Changes in material properties: Welding can change the local properties of the base metal. For example, certain alloying elements may be burned out or redistributed during the welding process, causing changes in the chemical composition of the weld and heat-affected zone. This can affect properties such as corrosion resistance, strength and hardness of the material. Selecting matching welding materials and proper welding procedures are critical to maintaining base metal properties.

Crack susceptibility: During the welding process, the base metal may become more susceptible to cracks due to thermal cycling and physical and chemical changes in the material, especially for materials with poor inherent crack resistance. Welding cracks include hot cracks and cold cracks. Their formation mechanisms are different and they need to be prevented by accurately controlling welding parameters, using appropriate welding materials, and performing preheating or post-heat treatment.

Changes in corrosion behavior: Welding can change the local corrosion behavior of the base metal, especially in the weld and heat-affected zone. For example, the burning loss of certain alloying elements may lead to a reduction in the corrosion resistance of the weld; in addition, uneven thermal cycles may lead to uneven corrosion resistance in the heat-affected zone. Selecting appropriate welding materials and post-treatment techniques, such as coating or heat treatment, can improve the corrosion resistance of welded joints.

Effect on machinability: The welded base metal, especially the heat affected zone, may become more difficult to machine.
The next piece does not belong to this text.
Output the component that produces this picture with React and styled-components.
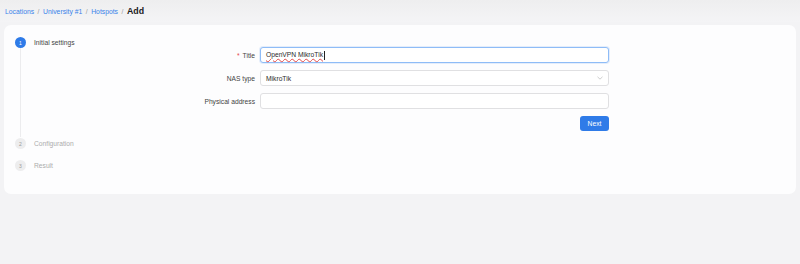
import React from 'react';
import styled, { createGlobalStyle } from 'styled-components';

const GlobalStyle = createGlobalStyle`
  html, body {
    margin: 0;
    padding: 0;
    height: 100%;
    background: #f3f3f5;
    font-family: "Liberation Sans", Arial, sans-serif;
  }
  #root {
    min-height: 100%;
  }
`;

const Page = styled.div`
  min-height: 264px;
  background: #f3f3f5;
`;

const Header = styled.div`
  height: 22px;
  display: flex;
  align-items: center;
  padding: 0 5px;
  background: linear-gradient(#eeeeef, #f4f4f6);
`;

const Crumb = styled.a`
  color: #3a82ea;
  font-size: 6.8px;
  text-decoration: none;
`;

const Sep = styled.span`
  color: #9a9a9a;
  font-size: 6.8px;
  margin: 0 3.5px;
`;

const Current = styled.span`
  color: #1b1b1b;
  font-size: 8.8px;
  font-weight: bold;
`;

const Card = styled.div`
  margin: 3px 4px 0;
  background: #fdfdfe;
  border-radius: 7px;
  padding: 12px 7px 12px;
`;

const Step = styled.div`
  display: flex;
  gap: 8px;
  min-height: ${(p) => (p.$grow ? 'auto' : '22px')};
`;

const Rail = styled.div`
  width: 11px;
  display: flex;
  flex-direction: column;
  align-items: center;
  margin-left: 4px;
`;

const Dot = styled.div`
  width: 11px;
  height: 11px;
  border-radius: 50%;
  flex: none;
  display: flex;
  align-items: center;
  justify-content: center;
  font-size: 5px;
  background: ${(p) => (p.$active ? '#2e7be8' : '#ededee')};
  color: ${(p) => (p.$active ? '#fff' : '#9a9a9a')};
`;

const Line = styled.div`
  flex: 1;
  width: 1px;
  background: #ececee;
  margin: 0 0 1px;
`;

const Body = styled.div`
  flex: 1;
  padding-bottom: ${(p) => (p.$grow ? '7px' : '0')};
`;

const StepTitle = styled.div`
  height: 11px;
  line-height: 11px;
  font-size: 6.7px;
  color: ${(p) => (p.$active ? '#444' : '#acacac')};
`;

const Form = styled.div`
  display: grid;
  grid-template-columns: 221px 349px;
  column-gap: 5px;
  row-gap: 7px;
  margin-top: -1px;
`;

const Label = styled.label`
  font-size: 6.7px;
  color: #444;
  display: flex;
  align-items: center;
  justify-content: flex-end;
  height: 16px;
`;

const Req = styled.span`
  color: #e5484d;
  margin-right: 3px;
`;

const Field = styled.div`
  box-sizing: border-box;
  height: 16px;
  border: 1px solid ${(p) => (p.$focus ? '#8ebcf7' : '#e0e0e2')};
  box-shadow: ${(p) => (p.$focus ? '0 0 0 1px rgba(46,123,232,0.12)' : 'none')};
  border-radius: 3px;
  background: #fff;
  display: flex;
  align-items: center;
  justify-content: space-between;
  padding: 0 5px;
  font-size: 6.7px;
  color: #2a2a2a;
`;

const Typed = styled.span`
  text-decoration: underline wavy #e24a4a;
  text-decoration-thickness: 0.6px;
  text-underline-offset: 1px;
`;

const Caret = styled.span`
  display: inline-block;
  width: 1px;
  height: 9px;
  background: #222;
  margin-left: 1px;
  vertical-align: middle;
`;

const Actions = styled.div`
  grid-column: 2;
  display: flex;
  justify-content: flex-end;
`;

const Button = styled.button`
  height: 15px;
  width: 29px;
  padding: 0;
  border: 0;
  border-radius: 3px;
  background: #2f7be8;
  color: #fff;
  font-family: inherit;
  font-size: 6.7px;
`;

const Chevron = () => (
  <svg width="6" height="4" viewBox="0 0 6 4" fill="none">
    <path d="M0.5 0.8 L3 3.2 L5.5 0.8" stroke="#b8b8b8" strokeWidth="0.7" />
  </svg>
);

export default function App() {
  return (
    <Page>
      <GlobalStyle />
      <Header>
        <Crumb>Locations</Crumb>
        <Sep>/</Sep>
        <Crumb>University #1</Crumb>
        <Sep>/</Sep>
        <Crumb>Hotspots</Crumb>
        <Sep>/</Sep>
        <Current>Add</Current>
      </Header>
      <Card>
        <Step $grow>
          <Rail>
            <Dot $active>1</Dot>
            <Line />
          </Rail>
          <Body $grow>
            <StepTitle $active>Initial settings</StepTitle>
            <Form>
              <Label>
                <Req>*</Req>Title
              </Label>
              <Field $focus>
                <span>
                  <Typed>OpenVPN MikroTik</Typed>
                  <Caret />
                </span>
              </Field>
              <Label>NAS type</Label>
              <Field>
                <span>MikroTik</span>
                <Chevron />
              </Field>
              <Label>Physical address</Label>
              <Field />
              <Actions>
                <Button>Next</Button>
              </Actions>
            </Form>
          </Body>
        </Step>
        <Step>
          <Rail>
            <Dot>2</Dot>
          </Rail>
          <Body>
            <StepTitle>Configuration</StepTitle>
          </Body>
        </Step>
        <Step>
          <Rail>
            <Dot>3</Dot>
          </Rail>
          <Body>
            <StepTitle>Result</StepTitle>
          </Body>
        </Step>
      </Card>
    </Page>
  );
}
This may be due to an increase in hardness or changes in microstructure. In some cases, annealing or other heat treatment may be necessary to restore the material's processability.

By comprehensively considering these effects and taking appropriate welding technology and post-processing measures, the adverse effects of welding on the base metal can be minimized and the performance of the welded structure can be ensured to meet application requirements.